Update- for the record, yes, Apple needs to make this right. I DO NOT blame the victim, my comment is here as advice, not to shit on the dude.
Same here.
I self host photo storage, which leaves originals untouched. It’s got a parity drive. There’s a hot spare. Every night it gets backed to up two different cloud providers that both host their own hardware, on two different continents (OVH, Germany and Backblaze, US East). The entire thing gets written to two offline disks every six months, for worm protection. I run recovery exercises a couple of times a year.
It would take a dinosaur killer asteroid for me to lose access to this data.
Imagine giving all that to Apple?!
Sounds like a hell of a system that puts mine to shame. I’m impressed fellow self hoster :)
Stupid people do stupid things. Like putting all apples in one basket.
Sometimes the lesson that needs to be learned in order to appreciate backups is hard…
They have backups, that’s not the point. https://hey.paris/posts/appleid/
It’s not a backup if they don’t have at least one rotation in physical possession.
There is no mention of that being the case (or otherwise). But the fact that the author is clearly explaining they don’t have data loss, they have more or less bricked devices makes it seem like this is a bad faith argument.
It just works.
Having all my data stored with proprietary services is so nice, I don’t have to worry about anything.
/S
But that’s actually how the average idiot think.

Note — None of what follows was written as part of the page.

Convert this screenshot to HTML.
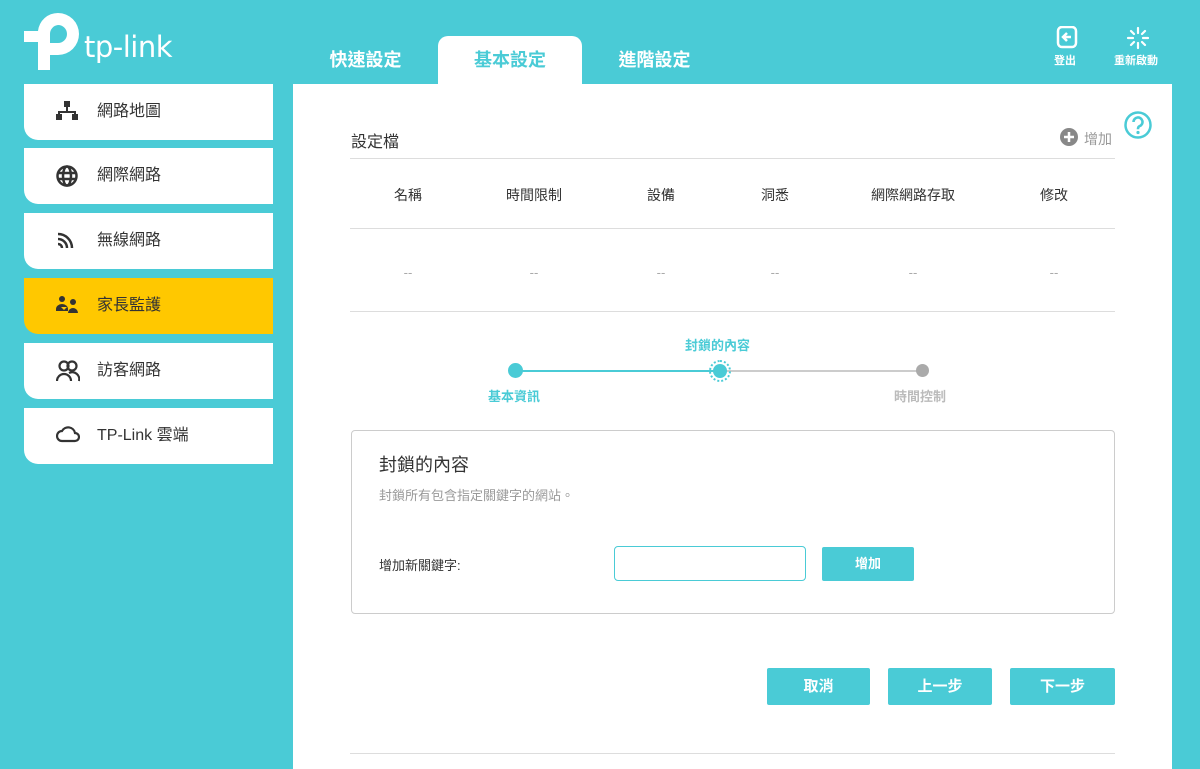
<!DOCTYPE html>
<html><head><meta charset="utf-8"><style>
*{margin:0;padding:0;box-sizing:border-box}
body{width:1200px;height:769px;overflow:hidden;background:#4acbd6;font-family:"Liberation Sans","Noto Sans CJK TC",sans-serif;position:relative;color:#333}
.abs{position:absolute}
.side{position:absolute;left:24px;width:249px;height:56px;background:#fff;border-radius:0 0 0 14px;font-size:16px;color:#333}
.side svg{position:absolute;left:32px;top:17px}
.side span{position:absolute;left:73px;top:17px;line-height:22px}
.tab{position:absolute;top:36px;height:48px;font-size:18px;color:#fff;font-weight:bold;text-align:center;line-height:48px}
.main{position:absolute;left:293px;top:84px;width:879px;height:685px;background:#fff}
.th{position:absolute;top:101px;font-size:14px;color:#333;transform:translateX(-50%)}
.td{position:absolute;top:181px;font-size:13px;color:#aaa;transform:translateX(-50%)}
.btn{position:absolute;top:584px;height:37px;background:#4acbd6;color:#fff;font-size:15px;font-weight:bold;text-align:center;line-height:37px;border-radius:2px}
</style></head><body>
<svg class="abs" style="left:0;top:0" width="190" height="80" viewBox="0 0 190 80">
<path fill-rule="evenodd" fill="#fff" d="M58 13a21 21 0 0 1 0 42h-8v15h-12v-28h-14v-11h14v-0a20 20 0 0 1 20-18zM58 25a9 9 0 0 0-8 9v9h8a9 9 0 0 0 0-18z"/>
<text x="84" y="57" font-family="DejaVu Sans" font-size="29" fill="#fff" letter-spacing="-0.5">tp-link</text>
</svg>
<div class="tab" style="left:293px;width:145px">快速設定</div>
<div class="tab" style="left:438px;width:144px;background:#fff;color:#4acbd6;border-radius:10px 10px 0 0">基本設定</div>
<div class="tab" style="left:582px;width:145px">進階設定</div>
<svg class="abs" style="left:1056px;top:26px" width="22" height="24" viewBox="0 0 22 24"><rect x="2" y="1" width="18" height="20" rx="4" fill="none" stroke="#fff" stroke-width="2.5"/><path d="M11 7l-4 4 4 4M7 11h8" stroke="#fff" stroke-width="2.5" fill="none"/></svg>
<div class="abs" style="left:1054px;top:52px;font-size:11px;color:#fff;font-weight:bold">登出</div>
<svg class="abs" style="left:1126px;top:26px" width="24" height="24" viewBox="0 0 24 24" stroke="#fff" stroke-width="2.2" stroke-linecap="round"><path d="M12 2v5M12 17v5M2 12h5M17 12h5M5 5l3 3M16 16l3 3M19 5l-3 3M5 19l3-3"/></svg>
<div class="abs" style="left:1114px;top:52px;font-size:11px;color:#fff;font-weight:bold">重新啟動</div>

<div class="side" style="top:84px"><svg width="22" height="20" viewBox="0 0 22 20" fill="#333"><rect x="8" y="0" width="6" height="6"/><rect x="0" y="13" width="6" height="6"/><rect x="16" y="13" width="6" height="6"/><path d="M10 6h2v4h8v4h-2v-2H4v2H2v-4h8z"/></svg><span>網路地圖</span></div>
<div class="side" style="top:148px"><svg width="22" height="22" viewBox="0 0 22 22" fill="none" stroke="#333" stroke-width="2.5"><circle cx="11" cy="11" r="9.5"/><ellipse cx="11" cy="11" rx="4" ry="9.5"/><path d="M2 8h18M2 14h18"/></svg><span>網際網路</span></div>
<div class="side" style="top:213px"><svg width="20" height="20" viewBox="0 0 20 20" fill="none" stroke="#333" stroke-width="2.5"><path d="M2 4a14 14 0 0 1 14 14M2 9a9 9 0 0 1 9 9M2 14a4 4 0 0 1 4 4"/></svg><span>無線網路</span></div>
<div class="side" style="top:278px;background:#ffc800"><svg width="24" height="20" viewBox="0 0 24 20" fill="#333"><circle cx="6" cy="4" r="3"/><circle cx="17" cy="7" r="3"/><path d="M0 14a6 5 0 0 1 12 0v2H0zM12 18a5 5 0 0 1 10 0z"/><path d="M5 12l3 3 3-3" fill="#ffc800"/></svg><span>家長監護</span></div>
<div class="side" style="top:343px"><svg width="24" height="22" viewBox="0 0 24 22" fill="none" stroke="#333" stroke-width="2.2"><circle cx="8" cy="6" r="4.5"/><circle cx="16" cy="6" r="4.5"/><path d="M1 21a7 7 0 0 1 14 0M13 13a7 7 0 0 1 10 8"/></svg><span>訪客網路</span></div>
<div class="side" style="top:408px"><svg width="24" height="18" viewBox="0 0 24 18" fill="none" stroke="#333" stroke-width="2.2"><path d="M6 16a5 5 0 0 1 0-10a7 7 0 0 1 13 2a4 4 0 0 1 0 8z"/></svg><span>TP-Link 雲端</span></div>

<div class="main">
<div class="abs" style="left:58px;top:44px;font-size:16px;color:#333">設定檔</div>
<svg class="abs" style="left:767px;top:44px" width="18" height="18" viewBox="0 0 18 18"><circle cx="9" cy="9" r="9" fill="#888"/><path d="M9 4v10M4 9h10" stroke="#fff" stroke-width="2.5"/></svg>
<div class="abs" style="left:791px;top:45px;font-size:14px;color:#999">增加</div>
<svg class="abs" style="left:830px;top:26px" width="30" height="30" viewBox="0 0 30 30"><circle cx="15" cy="15" r="12.5" fill="none" stroke="#4acbd6" stroke-width="2.5"/><path d="M10.5 12a4.5 4.5 0 1 1 6 4.2c-1.3.6-1.5 1.3-1.5 3" fill="none" stroke="#4acbd6" stroke-width="2.6"/><circle cx="15" cy="22.5" r="1.6" fill="#4acbd6"/></svg>
<div class="abs" style="left:57px;top:74px;width:765px;height:1px;background:#ddd"></div>
<div class="th" style="left:115px">名稱</div><div class="th" style="left:241px">時間限制</div><div class="th" style="left:368px">設備</div><div class="th" style="left:482px">洞悉</div><div class="th" style="left:620px">網際網路存取</div><div class="th" style="left:761px">修改</div>
<div class="abs" style="left:57px;top:144px;width:765px;height:1px;background:#ddd"></div>
<div class="td" style="left:115px">--</div><div class="td" style="left:241px">--</div><div class="td" style="left:368px">--</div><div class="td" style="left:482px">--</div><div class="td" style="left:620px">--</div><div class="td" style="left:761px">--</div>
<div class="abs" style="left:57px;top:227px;width:765px;height:1px;background:#ddd"></div>

<div class="abs" style="left:222px;top:286px;width:205px;height:2px;background:#4acbd6"></div>
<div class="abs" style="left:427px;top:286px;width:203px;height:2px;background:#ccc"></div>
<div class="abs" style="left:215px;top:279px;width:15px;height:15px;border-radius:50%;background:#4acbd6"></div>
<div class="abs" style="left:416px;top:276px;width:22px;height:22px;border-radius:50%;border:2px dotted #4acbd6"></div>
<div class="abs" style="left:420px;top:280px;width:14px;height:14px;border-radius:50%;background:#4acbd6"></div>
<div class="abs" style="left:623px;top:280px;width:13px;height:13px;border-radius:50%;background:#aaa"></div>
<div class="abs" style="left:392px;top:251px;font-size:13px;color:#4acbd6;font-weight:bold">封鎖的內容</div>
<div class="abs" style="left:195px;top:302px;font-size:13px;color:#4acbd6;font-weight:bold">基本資訊</div>
<div class="abs" style="left:601px;top:302px;font-size:13px;color:#bbb;font-weight:bold">時間控制</div>

<div class="abs" style="left:58px;top:346px;width:764px;height:184px;border:1px solid #ccc;border-radius:4px"></div>
<div class="abs" style="left:86px;top:367px;font-size:18px;color:#333">封鎖的內容</div>
<div class="abs" style="left:86px;top:401px;font-size:13px;color:#999">封鎖所有包含指定關鍵字的網站。</div>
<div class="abs" style="left:86px;top:471px;font-size:13px;color:#333">增加新關鍵字:</div>
<div class="abs" style="left:321px;top:462px;width:192px;height:35px;border:1px solid #4acbd6;border-radius:4px"></div>
<div class="abs" style="left:529px;top:463px;width:92px;height:34px;background:#4acbd6;border-radius:2px;color:#fff;font-size:13px;font-weight:bold;text-align:center;line-height:34px">增加</div>

<div class="btn" style="left:474px;width:103px">取消</div>
<div class="btn" style="left:595px;width:104px">上一步</div>
<div class="btn" style="left:717px;width:105px">下一步</div>
<div class="abs" style="left:57px;top:669px;width:765px;height:1px;background:#ddd"></div>
</div>
</body></html>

Why isn’t this posted in Leopards Ate My Face?
… this person… trusted… all their files… on someone else’s computer?
… they… trusted a giant… tech corporation… to… care about them?

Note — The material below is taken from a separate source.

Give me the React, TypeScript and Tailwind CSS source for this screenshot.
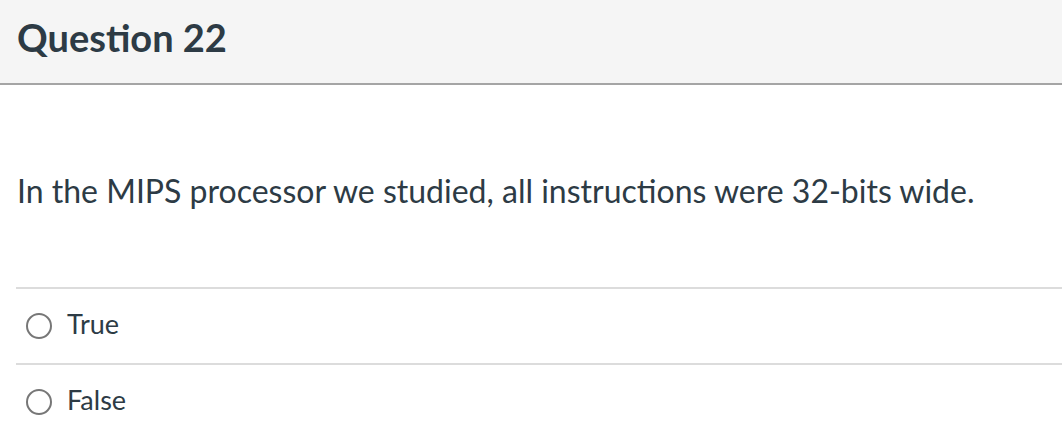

How is this person a developer?
Normally I’d say “clearly this person has never worked in software developement”… but apparently they have, and are just very naive?
… Maybe he just somehow never once spoke with someone who worked with databases … ???
He also says that he has backups, so “lost” seems a little apocalyptic. Hard to feel too bad for someone who is that invested in a corporation though.
I’m a little curious as to why they used a gift card and didn’t just pay with their own card. Seems a hassle to add the extra step.